Byzantine Sources for the Crusades, 1095–1204 brings together important sources on the Crusades into one volume. The texts translated here include established accounts, such as selections from Anna Komnene’s description of the passage of the First Crusade in 1096–8, John Kinnamos' writings on the Second Crusade and Niketas Choniates’ studies on the Second and Third Crusades, particularly covering the passage of German emperor Frederick I Barbarossa during the latter. However, less well-known accounts are also translated and provided, such as Zonaras' and the contemporary letters of the archbishop of Ohrid during the First Crusade, various poems and speeches recorded throughout the reigns of John II and Manuel I Komnenos and smaller accounts about crusaders passing through the Byzantine Empire.

This book covers up to the Fourth Crusade, in which Niketas Choniates was an eye-witness to the Siege of Constantinople in 1204 and later a refugee in Nicaea, writing a series of speeches about the capture of the Byzantine capital and rallying the Byzantines to recovery the city from the newly created Latin Empire.

This book will appeal to scholars and students alike studying the era of the Crusades in the East and the perspectives and accounts of Byzantine writers both at the time and after, as well as all those interested in the history of the Byzantine Empire in the 11th, 12th, and 13th centuries.

Georgios Chatzelis is currently a teaching fellow at Democritus University of Thrace and at Hellenic Open University. In the past, he held research and teaching positions at Royal Holloway University of London, Aristotle University of Thessaloniki, Centre for Advanced Study Sofia and New Europe College: Institute for Advanced Study. His recent publications include Byzantine Military Manuals as Literary Works and Practical Handbooks: The Case of the Tenth-Century Sylloge Tacticorum (2019) and, with Jonathan Harris, A Tenth-Century Byzantine Military Manual: The Sylloge Tacticorum (2017).

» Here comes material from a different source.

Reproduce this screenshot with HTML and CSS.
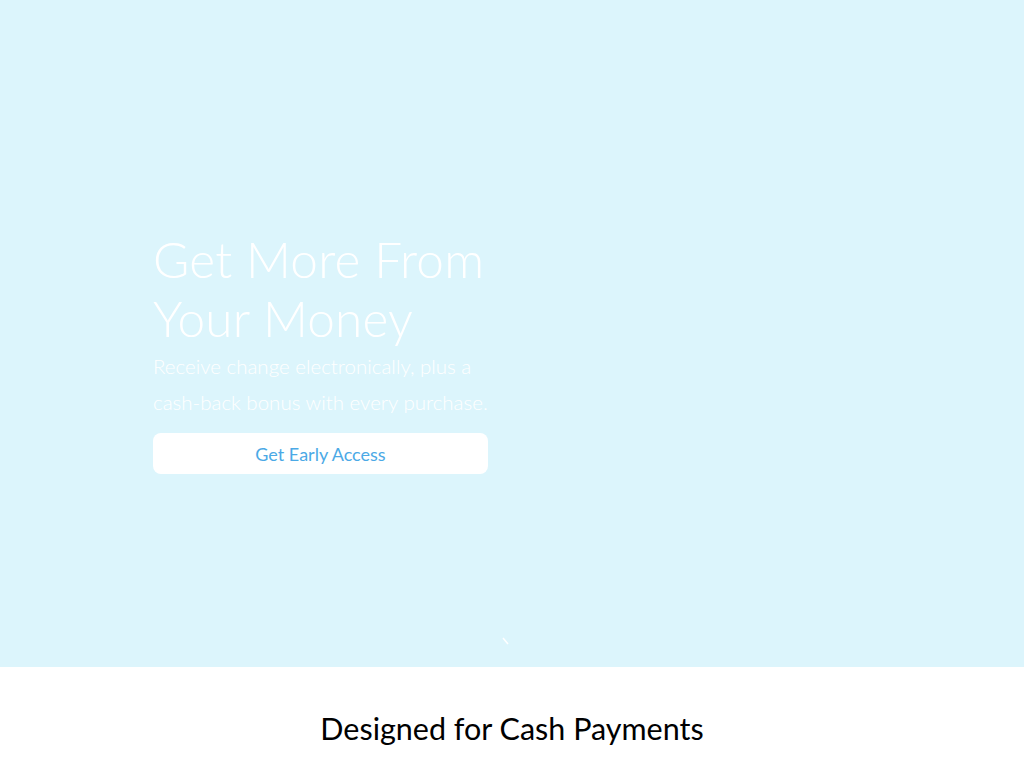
FILE: index.html
```html
<!DOCTYPE html>
<html>
<head>
<meta charset="utf-8">
<link rel="stylesheet" href="styles.css">
</head>
<body>
<section class="hero">
  <div class="hero-content">
    <h1 class="hero-title">Get More From<br>Your Money</h1>
    <p class="hero-sub">Receive change electronically, plus a<br>cash-back bonus with every purchase.</p>
    <a class="cta" href="#">Get Early Access</a>
  </div>
  <svg class="scroll-mark" width="8" height="8" viewBox="0 0 8 8"><path d="M1 1 L6 7" stroke="#fff" stroke-width="1.6" fill="none"/></svg>
</section>
<section class="features">
  <h2 class="features-title">Designed for Cash Payments</h2>
</section>
</body>
</html>
```
FILE: styles.css
```css
html, body {
  margin: 0;
  padding: 0;
}
body {
  font-family: "Lato", "Open Sans", sans-serif;
  background: #fff;
}
.hero {
  position: relative;
  height: 667px;
  background: #dcf5fc;
  box-sizing: border-box;
  padding-top: 230px;
  padding-left: 153px;
}
.hero-content {
  width: 360px;
}
.hero-title {
  margin: 0;
  font-weight: 300;
  font-size: 49.5px;
  line-height: 59px;
  color: #fff;
  letter-spacing: 0.2px;
}
.hero-sub {
  margin: 0;
  font-weight: 300;
  font-size: 20.5px;
  line-height: 36px;
  color: #fff;
  white-space: nowrap;
}
.cta {
  display: flex;
  align-items: center;
  justify-content: center;
  margin-top: 13px;
  width: 335px;
  height: 41px;
  background: #fff;
  border-radius: 8px;
  color: #4ba9e6;
  font-size: 18px;
  font-weight: 400;
  text-decoration: none;
}
.scroll-mark {
  position: absolute;
  left: 502px;
  top: 637px;
}
.features {
  padding-top: 41px;
  text-align: center;
}
.features-title {
  margin: 0;
  font-weight: 400;
  font-size: 30.5px;
  line-height: 40px;
  color: #000;
}
```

Jonathan Harris is Professor of the History of Byzantium at Royal Holloway, University of London. His recent publications include Byzantium and the Crusades, third edition (2022); Introduction to Byzantium (602–1453) (2020) and The Lost World of Byzantium (2015). His first novel, Theosis, appeared in 2023 and he is currently editing The New Oxford Illustrated History of the Crusades.